E exagera na percepção errada que vem acompanhada por assombrações de uma mente estressada pela insônia. Do meu quarto vejo uma lâmpada acesa no prédio vizinho, amarela de medo. Acende e apaga várias vezes na noite. O vizinho não se conforma com a luz nem com a escuridão. E prende uma fita dourada de esperança no preto céu da noite.
Um dia desses, no andar de cima, ouvi passos apressados seguidos de outros ainda mais apressados. Pela maciez dos primeiros deveriam ser de mulher. Já os outros passos, pesados, pareciam de homem. Pensei serem de um marido correndo atrás da mulher com uma faca enorme, luzidia, tipo peixeira. Minha mente lembrou Hitchcock em seus filmes de suspense. No outro dia, ainda cedo, quando ia para o trabalho, os dois – marido e mulher – se despediam com beijos e juras de amor à porta do elevador. Alívio para a minha alma ainda sonolenta.
Quem padece de insônia a noite tem a companhia de mil personagens, todos bêbados, trôpegos e mascarados. Para o ator só a máscara lhe é suficiente, cobre suas verdades. Ao poeta é a palavra que esconde suas angústias do viver. Quando ao pintor, na intenção de colorir sua alma dual – do dia e da noite - cobre a tela branca com tintas coloridas.
E quanto a mim só Deus pode romper o negro das noites sem sono. E aí, no fundo d’alma, surgem cânticos de anjos alados rumo ao céu. Deus me é suficiente. Este ponto colocado depois da palavra “suficiente” não é o ponto final. É o recomeço do dia que vem com forte clarão rompendo as trevas.

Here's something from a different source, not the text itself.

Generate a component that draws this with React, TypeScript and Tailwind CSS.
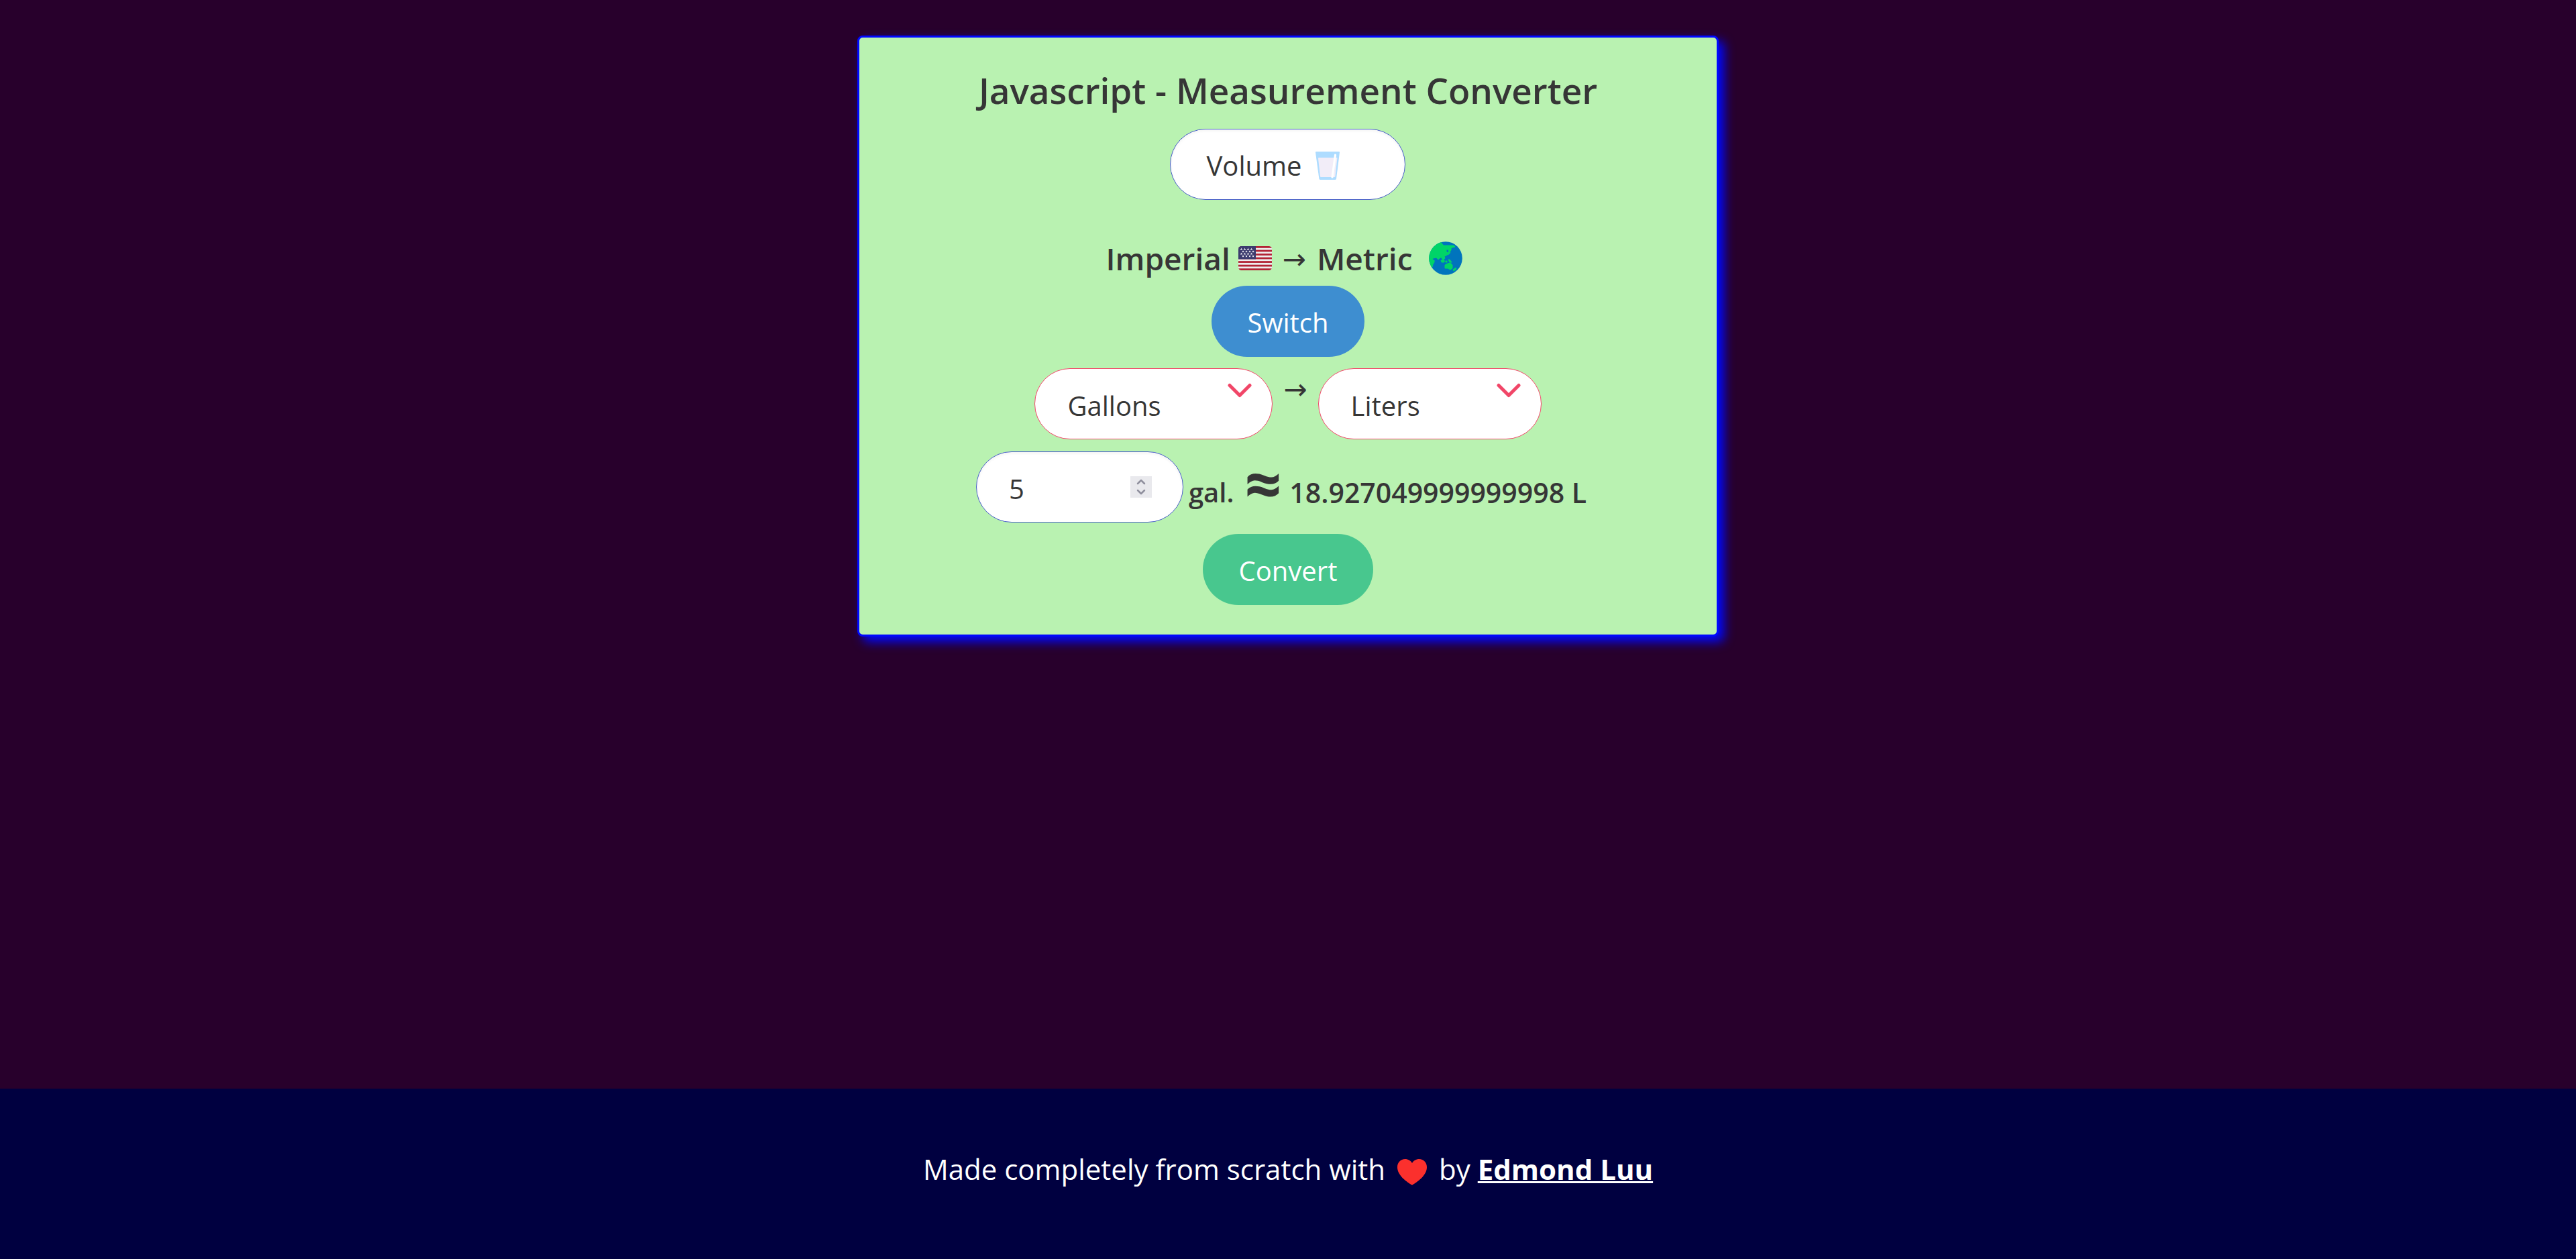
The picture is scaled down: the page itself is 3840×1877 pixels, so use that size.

O Setor Oeste, berço da Praça Tamandaré precisa de grandes navios a navegar os oceanos da lua. Perto dali brilha o sol nas tardes de domingo. Mas, a Praça Tamandaré, mesmo com o túnel das luzes coloridas do natal, não é mais bonita do que a praça da igreja do meu Porto dos Barreiros, a minha Atlântida desaparecida. A Tamandaré é conhecida no mundo, a da minha vila está dentro de mim, me é suficiente.
Debruço no peitoral da existência esperando a luz do fim do túnel brilhar no meu espírito.